Selain kewenangan kuasi peradilan, Bawaslu memiliki kewenangan melekat dalam hal pengawasan seluruh tahapan pemilu. Fakta di lapangan, kewenangan pengawasan belum berjalan maksimal seperti yang di harapkan. Kewenangan penyelesaian sengketa proses juga menuai persoalan,. Karena model penyelesaian sengketa proses oleh Bawaslu tidak ekuivalen dengan prinsip dan asas hukum dalam sistem peradilan. Yang mempersyaratkan sang pengadil tidak memiliki konflik kepentingan dengan obyek yang akan di adili.
Bawaslu RI, Bawaslu Provinsi dan Bawaslu Kabupaten Kota, (selanjutnya di sebut Bawaslu) memiliki kewenangan pengawasan dan penyelesaian sengketa proses. Di mana 2 (dua) kewenangan tersebut memiliki peran yang urgen. Dalam hal mengawal integritas proses dan integritas hasil pemilihan umum, peran pengawasan yang penting di laksanakan oleh Bawaslu.

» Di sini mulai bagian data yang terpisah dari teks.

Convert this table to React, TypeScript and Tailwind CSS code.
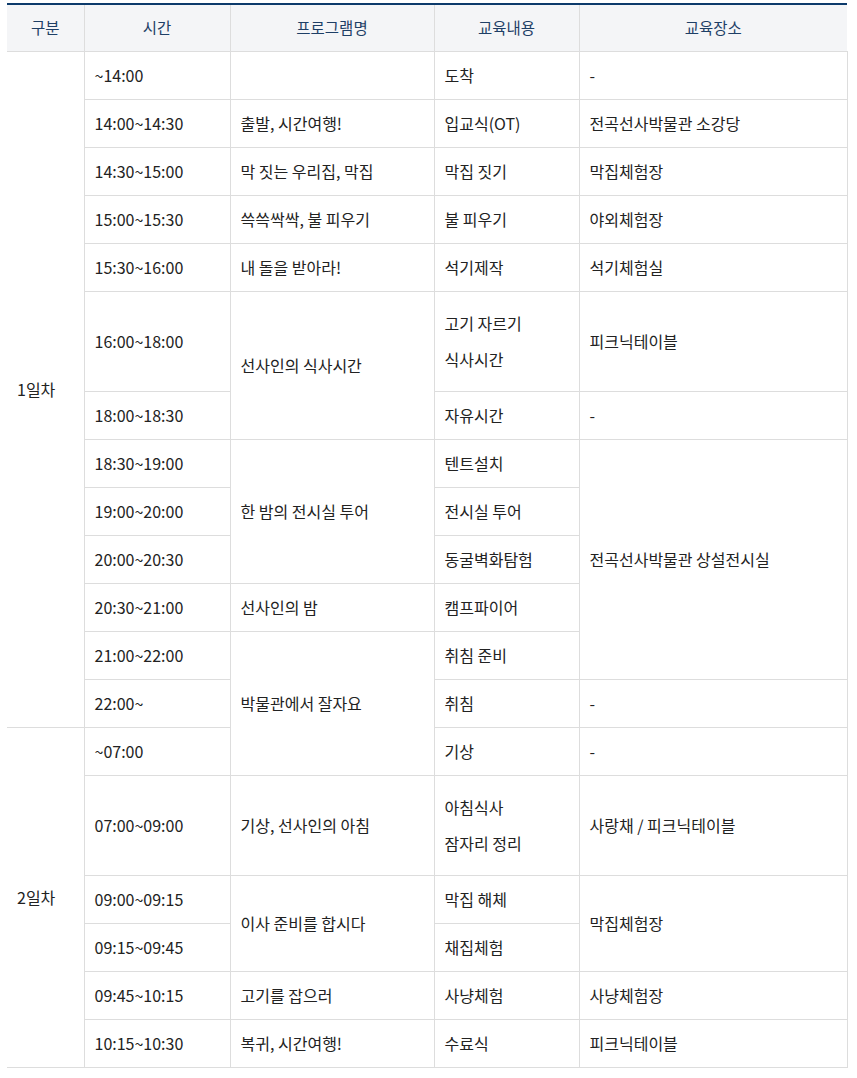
const FONT = { fontFamily: '"Noto Sans CJK KR", "Noto Sans", sans-serif' }

type Row = {
  day?: { label: string; span: number }
  time: string
  program?: { label: string; span: number }
  content: string[]
  place?: { label: string; span: number }
  tall?: boolean
}

const ROWS: Row[] = [
  { day: { label: "1일차", span: 13 }, time: "~14:00", program: { label: "", span: 1 }, content: ["도착"], place: { label: "-", span: 1 } },
  { time: "14:00~14:30", program: { label: "출발, 시간여행!", span: 1 }, content: ["입교식(OT)"], place: { label: "전곡선사박물관 소강당", span: 1 } },
  { time: "14:30~15:00", program: { label: "막 짓는 우리집, 막집", span: 1 }, content: ["막집 짓기"], place: { label: "막집체험장", span: 1 } },
  { time: "15:00~15:30", program: { label: "쓱쓱싹싹, 불 피우기", span: 1 }, content: ["불 피우기"], place: { label: "야외체험장", span: 1 } },
  { time: "15:30~16:00", program: { label: "내 돌을 받아라!", span: 1 }, content: ["석기제작"], place: { label: "석기체험실", span: 1 } },
  { time: "16:00~18:00", program: { label: "선사인의 식사시간", span: 2 }, content: ["고기 자르기", "식사시간"], place: { label: "피크닉테이블", span: 1 }, tall: true },
  { time: "18:00~18:30", content: ["자유시간"], place: { label: "-", span: 1 } },
  { time: "18:30~19:00", program: { label: "한 밤의 전시실 투어", span: 3 }, content: ["텐트설치"], place: { label: "전곡선사박물관 상설전시실", span: 5 } },
  { time: "19:00~20:00", content: ["전시실 투어"] },
  { time: "20:00~20:30", content: ["동굴벽화탐험"] },
  { time: "20:30~21:00", program: { label: "선사인의 밤", span: 1 }, content: ["캠프파이어"] },
  { time: "21:00~22:00", program: { label: "박물관에서 잘자요", span: 3 }, content: ["취침 준비"] },
  { time: "22:00~", content: ["취침"], place: { label: "-", span: 1 } },
  { day: { label: "2일차", span: 6 }, time: "~07:00", content: ["기상"], place: { label: "-", span: 1 } },
  { time: "07:00~09:00", program: { label: "기상, 선사인의 아침", span: 1 }, content: ["아침식사", "잠자리 정리"], place: { label: "사랑채 / 피크닉테이블", span: 1 }, tall: true },
  { time: "09:00~09:15", program: { label: "이사 준비를 합시다", span: 2 }, content: ["막집 해체"], place: { label: "막집체험장", span: 2 } },
  { time: "09:15~09:45", content: ["채집체험"] },
  { time: "09:45~10:15", program: { label: "고기를 잡으러", span: 1 }, content: ["사냥체험"], place: { label: "사냥체험장", span: 1 } },
  { time: "10:15~10:30", program: { label: "복귀, 시간여행!", span: 1 }, content: ["수료식"], place: { label: "피크닉테이블", span: 1 } },
]

const HEADERS = ["구분", "시간", "프로그램명", "교육내용", "교육장소"]
const WIDTHS = ["w-[77px]", "w-[146px]", "w-[204px]", "w-[145px]", "w-[268px]"]

const td = "border-r border-b border-[#dddddd] pl-[10px] pr-2 align-middle text-left"

export default function App() {
  return (
    <div className="bg-white min-h-[1078px] pl-[7px] pt-[3px]" style={FONT}>
      <table className="w-[840px] border-collapse table-fixed border-t-2 border-[#0c3a6b] text-[16px] text-[#222222]">
        <colgroup>
          {WIDTHS.map((w) => <col key={w} className={w} />)}
        </colgroup>
        <thead>
          <tr className="h-[47px] bg-[#f4f5f7]">
            {HEADERS.map((h, i) => (
              <th key={h}
                className={"border-b border-[#dddddd] font-normal text-center text-[15.5px] text-[#1e3f66] " + (i === 0 ? "" : "border-l")}
              >{h}</th>
            ))}
          </tr>
        </thead>
        <tbody>
          {ROWS.map((r) => (
            <tr key={r.time} className={r.tall ? "h-[100px]" : "h-[48px]"}>
              {r.day && <td rowSpan={r.day.span} className={td}>{r.day.label}</td>}
              <td className={td}>{r.time}</td>
              {r.program && <td rowSpan={r.program.span} className={td}>{r.program.label}</td>}
              <td className={td}>
                <div className="flex flex-col gap-[12px]">
                  {r.content.map((c) => <p key={c} className="leading-6">{c}</p>)}
                </div>
              </td>
              {r.place && <td rowSpan={r.place.span} className={td}>{r.place.label}</td>}
            </tr>
          ))}
        </tbody>
      </table>
    </div>
  )
}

Ssalah satunya adalah tahapan pemutakhiran daftar pemilih sampai dengan rekapitulasi penghitungan surat suara. Di mana terdapat banyak potensi pelanggaran yang menuntut Bawaslu agar jeli dalam tahapan tersebut. Di sisi yang berbeda Bawaslu di beri wewenang untuk menyelesaikan sengketa proses. Apabila terdapat peserta pemilu yang merasa di perlakukan tidak adil oleh penyelenggara. Atau akibat adanya perselisihan antar peserta pemilu.
Sengketa Proses
Kewenangan Bawaslu dalam menyelesaikan sengketa proses, satu sisi di anggap sebagai solusi. Yaitu atas kebuntuan bila terjadi persoalan perihal keputusan KPU, KPU Provinsi, KPU Kabupaten/Kota yang di anggap merugikan peserta pemilu. Atau akibat perselisihan antar peserta pemilu, akan tetapi di sisi yang berbeda kewenangan ini pula menuai sejumlah persoalan. Beberapa di antaranya karena Bawaslu turut andil dalam proses pemilu yang menjadi pokok sengketa.
Keterlibatan Bawaslu memiliki makna ia hadir sebagai pengawas dalam tahapan pemilu yang sedang berlangsung. Dan ketika dalam proses tahapan yang telah di awasi tersebut d ipersoalkan oleh peserta pemilu. Maka tidaklah elok ketika Bawaslu bermetamorfosa menjadi pengadil. Karena pengadil mempersyaratkan orang yang tidak terlibat sama sekali dengan pokok yang akan di adili. Ahmad Mujahidin menegaskan bahwa pada prinsipnya lembaga pengadil membutuhkan kebebasan dari segala bentuk pengaruh.
Dalam hal ini menurut penulis termasuk pengaruh dari peran lembaga Bawaslu yang mendua. Rusli Muhammad dalam disertasinya juga memaparkan bahwa independensi lembaga peradilan tidak sekedar pada tingkatan prosesnya, melainkan juga menyentuh pada tataran organisasi, administrasi, keuangan, dan personilnya.
Dari gambaran singkat tersebut maka terjadi ambivalensi kedudukan Bawaslu sebagai pengadil satu sisi. Namun di sisi lain Bawaslu terlibat dalam pengawasan. Yang di mana pengawasan yang telah di lakukan oleh Bawaslu mempunyai keterkaitan dengan pokok materi yang di sengketakan.
Dari soal tersebut maka tidak heran ketika dalam praktik wibawa putusan Bawaslu dalam sengketa proses kurang begitu muncul, dan hal tersebut terkonfirmasi di lapangan. Di mana ternyata tidak semua putusan Bawaslu atas soal sengketa proses langsung di laksanakan oleh KPU,. Padahal secara eksplisit di sebut bahwa 3 (tiga) hari setelah putusan Bawaslu di bacakan KPU wajib melaksanakan.